4/5/2002 - 4/7/2002: I finished sealing the wing attach bracket bolt holes for the left wing. I laid up a sheet of 2 BID on the flat part of the seal that is on the shear web, and then laid up 2 BID strips 2" wide along the perimeter of the seal. It worked very well, and was much easier to do correctly without bubbles. I was very pleased with the results.

Each time I do more fiberglassing, I have been able to better perfect the technique. There is one technique I figured out this weekend. After using a roller to squeegee excess resin back out of the cloth, and work out the bubbles between the BID layers, I had been removing both external layers of 1 MIL polyethylene film (1 MIL painters drop cloth to non-aircraft builders). Then I put the sheet of fiberglass in place, and began working the bubbles out from under the sheet. I figured out that I should leave one of the layers of 1 MIL film on the outer surface of the BID layers while I am putting the fiberglass sheet in place to help keep the fiberglass cloth from stretching while I am working out the bubbles. Then I should peel the remaining 1 MIL film off, and all I have to do is remove a few more smaller bubbles introduced while I was peeling off the 1 MIL film. It works much better..

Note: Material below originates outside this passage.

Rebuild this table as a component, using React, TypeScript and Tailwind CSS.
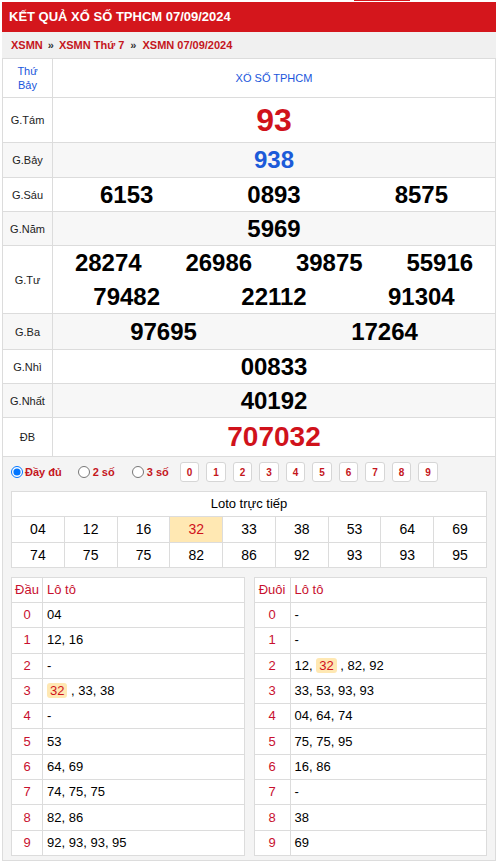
import React from "react";

const RED = "text-[#d0121b]";

const loto = [
  ["04", "12", "16", "32", "33", "38", "53", "64", "69"],
  ["74", "75", "75", "82", "86", "92", "93", "93", "95"],
];

// đầu / đuôi lists; "32" gets the highlight chip
const dau: string[][] = [
  ["04"],
  ["12", "16"],
  [],
  ["32", "33", "38"],
  [],
  ["53"],
  ["64", "69"],
  ["74", "75", "75"],
  ["82", "86"],
  ["92", "93", "93", "95"],
];
const duoi: string[][] = [
  [],
  [],
  ["12", "32", "82", "92"],
  ["33", "53", "93", "93"],
  ["04", "64", "74"],
  ["75", "75", "95"],
  ["16", "86"],
  [],
  ["38"],
  ["69"],
];

const LotoList = ({ nums }: { nums: string[] }) => {
  if (nums.length === 0) return <span>-</span>;
  return (
    <span>
      {nums.map((n, i) => (
        <React.Fragment key={i}>
          {i > 0 && (nums[i - 1] === "32" ? " , " : ", ")}
          {n === "32" ? (
            <span className="inline-block rounded-[3px] bg-[#ffe8b3] px-[3px] leading-[15px] text-[#d0121b]">
              32
            </span>
          ) : (
            n
          )}
        </React.Fragment>
      ))}
    </span>
  );
};

const HeadTail = ({ title, data, colW }: { title: string; data: string[][]; colW: string }) => (
  <table className="w-full table-fixed border-collapse bg-white text-[13px] leading-[16px]">
    <thead>
      <tr className="h-[25px]">
        <th className={`${colW} border border-[#dcdcdc] font-normal text-[#c8102e]`}>{title}</th>
        <th className="border border-[#dcdcdc] px-[4px] text-left font-normal text-[#c8102e]">Lô tô</th>
      </tr>
    </thead>
    <tbody>
      {data.map((nums, i) => (
        <tr key={i} className="h-[25.3px]">
          <td className="border border-[#dcdcdc] text-center text-[#c8102e]">{i}</td>
          <td className="border border-[#dcdcdc] px-[4px] text-black">
            <LotoList nums={nums} />
          </td>
        </tr>
      ))}
    </tbody>
  </table>
);

const Label = ({ children }: { children: React.ReactNode }) => (
  <td className="w-[50px] border border-[#dcdcdc] text-center text-[11px] leading-[14px] font-normal text-[#222]">
    {children}
  </td>
);

const App = () => {
  return (
    <div className="w-[499px] bg-white font-['Liberation_Sans',Arial,sans-serif]">
      {/* top menu strip */}
      <div className="h-[2px]">
        <div className="ml-[354px] h-[1px] w-[56px] bg-[#d4161c]" />
      </div>

      <div className="ml-[2px] w-[494px]">
        <div className="flex h-[30px] items-center bg-[#d4161c] px-[7px] text-[13px] font-bold text-white">
          KẾT QUẢ XỔ SỐ TPHCM 07/09/2024
        </div>
        <div className="flex h-[26px] items-center bg-[#f0f0f0] px-[9px] text-[11px] font-bold text-[#c4161c]">
          <span>XSMN</span>
          <span className="mx-[5px] text-[#333]">»</span>
          <span>XSMN Thứ 7</span>
          <span className="mx-[6px] text-[#333]">»</span>
          <span>XSMN 07/09/2024</span>
        </div>

        <table className="w-full table-fixed border-collapse font-bold leading-none">
          <tbody>
            <tr className="h-[39px] bg-white">
              <td className="w-[50px] border border-[#dcdcdc] text-center text-[11px] leading-[14px] font-normal text-[#1a56db]">
                Thứ
                <br />
                Bảy
              </td>
              <td className="border border-[#dcdcdc] text-center text-[11px] font-normal text-[#1a56db]">XỔ SỐ TPHCM</td>
            </tr>
            <tr className="h-[45px] bg-white">
              <Label>G.Tám</Label>
              <td className={`border border-[#dcdcdc] text-center text-[32px] ${RED}`}>93</td>
            </tr>
            <tr className="h-[35px] bg-[#f7f7f7]">
              <Label>G.Bảy</Label>
              <td className="border border-[#dcdcdc] text-center text-[24px] text-[#1c5bd9]">938</td>
            </tr>
            <tr className="h-[34px] bg-white">
              <Label>G.Sáu</Label>
              <td className="border border-[#dcdcdc] text-[24px] text-black">
                <div className="grid grid-cols-3 text-center">
                  <span>6153</span>
                  <span>0893</span>
                  <span>8575</span>
                </div>
              </td>
            </tr>
            <tr className="h-[34px] bg-[#f7f7f7]">
              <Label>G.Năm</Label>
              <td className="border border-[#dcdcdc] text-center text-[24px] text-black">5969</td>
            </tr>
            <tr className="h-[68px] bg-white">
              <Label>G.Tư</Label>
              <td className="border border-[#dcdcdc] text-[24px] text-black">
                <div className="grid h-[34px] grid-cols-4 items-center text-center">
                  <span>28274</span>
                  <span>26986</span>
                  <span>39875</span>
                  <span>55916</span>
                </div>
                <div className="grid h-[33px] grid-cols-3 items-center text-center">
                  <span>79482</span>
                  <span>22112</span>
                  <span>91304</span>
                </div>
              </td>
            </tr>
            <tr className="h-[36px] bg-[#f7f7f7]">
              <Label>G.Ba</Label>
              <td className="border border-[#dcdcdc] text-[24px] text-black">
                <div className="grid grid-cols-2 text-center">
                  <span>97695</span>
                  <span>17264</span>
                </div>
              </td>
            </tr>
            <tr className="h-[34px] bg-white">
              <Label>G.Nhì</Label>
              <td className="border border-[#dcdcdc] text-center text-[24px] text-black">00833</td>
            </tr>
            <tr className="h-[34px] bg-[#f7f7f7]">
              <Label>G.Nhất</Label>
              <td className="border border-[#dcdcdc] text-center text-[24px] text-black">40192</td>
            </tr>
            <tr className="h-[39px] bg-white">
              <Label>ĐB</Label>
              <td className={`border border-[#dcdcdc] text-center text-[28px] ${RED}`}>707032</td>
            </tr>
          </tbody>
        </table>

        {/* loto panel */}
        <div className="border border-t-0 border-[#dcdcdc] bg-[#f4f4f4] px-[8px] pt-[5px] pb-[4px]">
          <div className="flex h-[20px] items-center text-[11px] font-bold text-[#c4161c]">
            <label className="flex items-center">
              <input type="radio" name="mode" defaultChecked className="m-0 h-[12px] w-[12px]" />
              <span className="ml-[2px]">Đầy đủ</span>
            </label>
            <label className="ml-[16px] flex items-center">
              <input type="radio" name="mode" className="m-0 h-[12px] w-[12px]" />
              <span className="ml-[3px]">2 số</span>
            </label>
            <label className="ml-[17px] flex items-center">
              <input type="radio" name="mode" className="m-0 h-[12px] w-[12px]" />
              <span className="ml-[3px]">3 số</span>
            </label>
            <div className="ml-[11px] flex gap-[7px]">
              {["0", "1", "2", "3", "4", "5", "6", "7", "8", "9"].map((d) => (
                <button
                  key={d}
                  className="flex h-[20px] w-[19.5px] items-center justify-center rounded-[3px] border border-[#d6d6d6] bg-white text-[10px] font-bold text-[#c4161c]"
                >
                  {d}
                </button>
              ))}
            </div>
          </div>

          <table className="mt-[9px] w-full table-fixed border-collapse bg-white text-[14px] leading-[16px] text-black">
            <thead>
              <tr className="h-[25px]">
                <th colSpan={9} className="border border-[#dcdcdc] text-[13px] font-normal">
                  Loto trực tiếp
                </th>
              </tr>
            </thead>
            <tbody>
              {loto.map((row, r) => (
                <tr key={r} className="h-[25.5px]">
                  {row.map((n, c) => (
                    <td
                      key={c}
                      className={
                        n === "32"
                          ? "border border-[#dcdcdc] bg-[#ffe8b3] text-center text-[#d0121b]"
                          : "border border-[#dcdcdc] text-center"
                      }
                    >
                      {n}
                    </td>
                  ))}
                </tr>
              ))}
            </tbody>
          </table>

          <div className="mt-[9px] grid grid-cols-2 gap-[9px]">
            <HeadTail title="Đầu" data={dau} colW="w-[31px]" />
            <HeadTail title="Đuôi" data={duoi} colW="w-[36px]" />
          </div>
        </div>
      </div>
    </div>
  );
};

export default App;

I bonded the right wing tie down bracket to the spar with Hysol 9339. I used an incandescent light bulb to post-cure the Hysol. I maintained a temperature of 115 to 120 degrees for about 4 hours to help make sure that the Hysol would cure as hard as possible. I would have post-cured for longer, but I did not want to leave the light burning throughout the night unattended. Since I will be glassing over the bracket once it is in place, I will need to build up epoxy/flox fillet on both sides of the bracket to help the glass lay over the bracket as pictured below.

I also started preparing the inner most rib (BL 27.25) for the fuel pickup line. I have cut away the 2 BID layer on the fuel tank side from the prepreg that the rib is made of, and I have removed the Nomex core. I will be able to bond in the brass plate in the next few days.